## TASK
Word for word, give the material below again, minus any images.

## RECORDED INFORMATION
####################
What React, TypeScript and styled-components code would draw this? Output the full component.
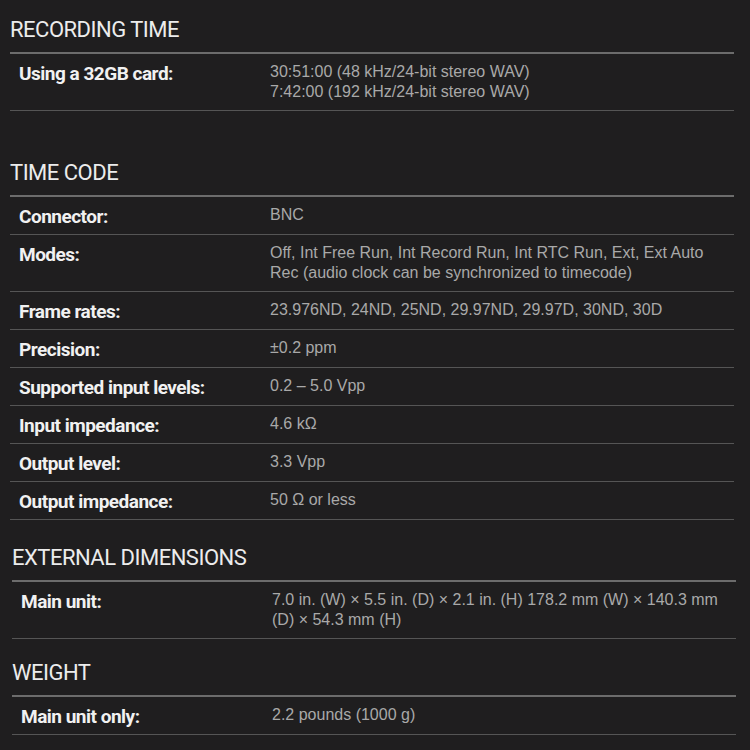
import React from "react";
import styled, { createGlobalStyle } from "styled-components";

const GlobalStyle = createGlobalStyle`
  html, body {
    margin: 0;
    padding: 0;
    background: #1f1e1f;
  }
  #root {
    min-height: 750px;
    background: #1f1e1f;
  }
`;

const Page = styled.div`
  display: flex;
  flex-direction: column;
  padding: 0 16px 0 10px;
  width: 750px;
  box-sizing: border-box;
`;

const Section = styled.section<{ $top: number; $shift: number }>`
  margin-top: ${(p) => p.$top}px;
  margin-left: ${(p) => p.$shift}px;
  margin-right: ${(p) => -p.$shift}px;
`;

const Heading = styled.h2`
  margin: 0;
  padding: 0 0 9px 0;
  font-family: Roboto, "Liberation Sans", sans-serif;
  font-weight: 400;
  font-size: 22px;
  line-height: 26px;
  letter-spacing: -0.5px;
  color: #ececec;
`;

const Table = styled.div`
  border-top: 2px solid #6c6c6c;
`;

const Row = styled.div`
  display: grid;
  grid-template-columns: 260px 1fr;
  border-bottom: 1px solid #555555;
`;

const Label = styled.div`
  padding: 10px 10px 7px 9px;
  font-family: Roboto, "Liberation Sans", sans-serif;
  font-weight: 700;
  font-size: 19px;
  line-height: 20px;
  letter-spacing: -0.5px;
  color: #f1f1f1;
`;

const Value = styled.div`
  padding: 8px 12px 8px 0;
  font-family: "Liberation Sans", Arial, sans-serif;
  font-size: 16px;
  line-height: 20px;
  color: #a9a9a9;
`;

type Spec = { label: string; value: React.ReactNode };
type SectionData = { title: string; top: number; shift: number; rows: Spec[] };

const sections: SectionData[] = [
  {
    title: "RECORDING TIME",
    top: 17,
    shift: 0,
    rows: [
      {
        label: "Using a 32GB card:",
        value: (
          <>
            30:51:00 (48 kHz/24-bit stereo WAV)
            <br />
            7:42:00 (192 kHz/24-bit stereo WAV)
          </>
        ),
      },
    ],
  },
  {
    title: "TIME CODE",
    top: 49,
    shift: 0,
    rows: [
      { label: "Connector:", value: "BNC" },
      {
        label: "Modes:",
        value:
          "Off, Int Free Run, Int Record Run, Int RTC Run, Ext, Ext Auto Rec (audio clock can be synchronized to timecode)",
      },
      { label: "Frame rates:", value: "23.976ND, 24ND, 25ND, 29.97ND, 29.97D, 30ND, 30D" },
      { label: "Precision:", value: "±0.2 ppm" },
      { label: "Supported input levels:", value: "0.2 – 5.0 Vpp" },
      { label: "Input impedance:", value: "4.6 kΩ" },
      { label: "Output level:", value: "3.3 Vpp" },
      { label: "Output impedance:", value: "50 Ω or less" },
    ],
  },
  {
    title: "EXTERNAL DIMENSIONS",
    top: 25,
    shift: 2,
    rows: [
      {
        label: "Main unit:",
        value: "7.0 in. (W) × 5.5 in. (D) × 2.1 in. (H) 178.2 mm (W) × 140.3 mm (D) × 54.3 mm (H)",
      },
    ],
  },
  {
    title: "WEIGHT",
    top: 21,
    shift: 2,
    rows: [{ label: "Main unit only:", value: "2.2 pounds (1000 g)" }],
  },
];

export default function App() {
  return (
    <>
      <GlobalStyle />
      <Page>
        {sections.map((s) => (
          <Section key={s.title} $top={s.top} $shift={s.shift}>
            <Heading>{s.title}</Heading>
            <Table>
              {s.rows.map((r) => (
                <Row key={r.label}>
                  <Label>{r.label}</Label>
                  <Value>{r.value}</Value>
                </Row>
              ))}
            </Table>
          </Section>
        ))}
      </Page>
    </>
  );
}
####################
## FULL RESPONSE
What React, TypeScript and styled-components code would draw this? Output the full component.
import React from "react";
import styled, { createGlobalStyle } from "styled-components";

const GlobalStyle = createGlobalStyle`
  html, body {
    margin: 0;
    padding: 0;
    background: #1f1e1f;
  }
  #root {
    min-height: 750px;
    background: #1f1e1f;
  }
`;

const Page = styled.div`
  display: flex;
  flex-direction: column;
  padding: 0 16px 0 10px;
  width: 750px;
  box-sizing: border-box;
`;

const Section = styled.section<{ $top: number; $shift: number }>`
  margin-top: ${(p) => p.$top}px;
  margin-left: ${(p) => p.$shift}px;
  margin-right: ${(p) => -p.$shift}px;
`;

const Heading = styled.h2`
  margin: 0;
  padding: 0 0 9px 0;
  font-family: Roboto, "Liberation Sans", sans-serif;
  font-weight: 400;
  font-size: 22px;
  line-height: 26px;
  letter-spacing: -0.5px;
  color: #ececec;
`;

const Table = styled.div`
  border-top: 2px solid #6c6c6c;
`;

const Row = styled.div`
  display: grid;
  grid-template-columns: 260px 1fr;
  border-bottom: 1px solid #555555;
`;

const Label = styled.div`
  padding: 10px 10px 7px 9px;
  font-family: Roboto, "Liberation Sans", sans-serif;
  font-weight: 700;
  font-size: 19px;
  line-height: 20px;
  letter-spacing: -0.5px;
  color: #f1f1f1;
`;

const Value = styled.div`
  padding: 8px 12px 8px 0;
  font-family: "Liberation Sans", Arial, sans-serif;
  font-size: 16px;
  line-height: 20px;
  color: #a9a9a9;
`;

type Spec = { label: string; value: React.ReactNode };
type SectionData = { title: string; top: number; shift: number; rows: Spec[] };

const sections: SectionData[] = [
  {
    title: "RECORDING TIME",
    top: 17,
    shift: 0,
    rows: [
      {
        label: "Using a 32GB card:",
        value: (
          <>
            30:51:00 (48 kHz/24-bit stereo WAV)
            <br />
            7:42:00 (192 kHz/24-bit stereo WAV)
          </>
        ),
      },
    ],
  },
  {
    title: "TIME CODE",
    top: 49,
    shift: 0,
    rows: [
      { label: "Connector:", value: "BNC" },
      {
        label: "Modes:",
        value:
          "Off, Int Free Run, Int Record Run, Int RTC Run, Ext, Ext Auto Rec (audio clock can be synchronized to timecode)",
      },
      { label: "Frame rates:", value: "23.976ND, 24ND, 25ND, 29.97ND, 29.97D, 30ND, 30D" },
      { label: "Precision:", value: "±0.2 ppm" },
      { label: "Supported input levels:", value: "0.2 – 5.0 Vpp" },
      { label: "Input impedance:", value: "4.6 kΩ" },
      { label: "Output level:", value: "3.3 Vpp" },
      { label: "Output impedance:", value: "50 Ω or less" },
    ],
  },
  {
    title: "EXTERNAL DIMENSIONS",
    top: 25,
    shift: 2,
    rows: [
      {
        label: "Main unit:",
        value: "7.0 in. (W) × 5.5 in. (D) × 2.1 in. (H) 178.2 mm (W) × 140.3 mm (D) × 54.3 mm (H)",
      },
    ],
  },
  {
    title: "WEIGHT",
    top: 21,
    shift: 2,
    rows: [{ label: "Main unit only:", value: "2.2 pounds (1000 g)" }],
  },
];

export default function App() {
  return (
    <>
      <GlobalStyle />
      <Page>
        {sections.map((s) => (
          <Section key={s.title} $top={s.top} $shift={s.shift}>
            <Heading>{s.title}</Heading>
            <Table>
              {s.rows.map((r) => (
                <Row key={r.label}>
                  <Label>{r.label}</Label>
                  <Value>{r.value}</Value>
                </Row>
              ))}
            </Table>
          </Section>
        ))}
      </Page>
    </>
  );
}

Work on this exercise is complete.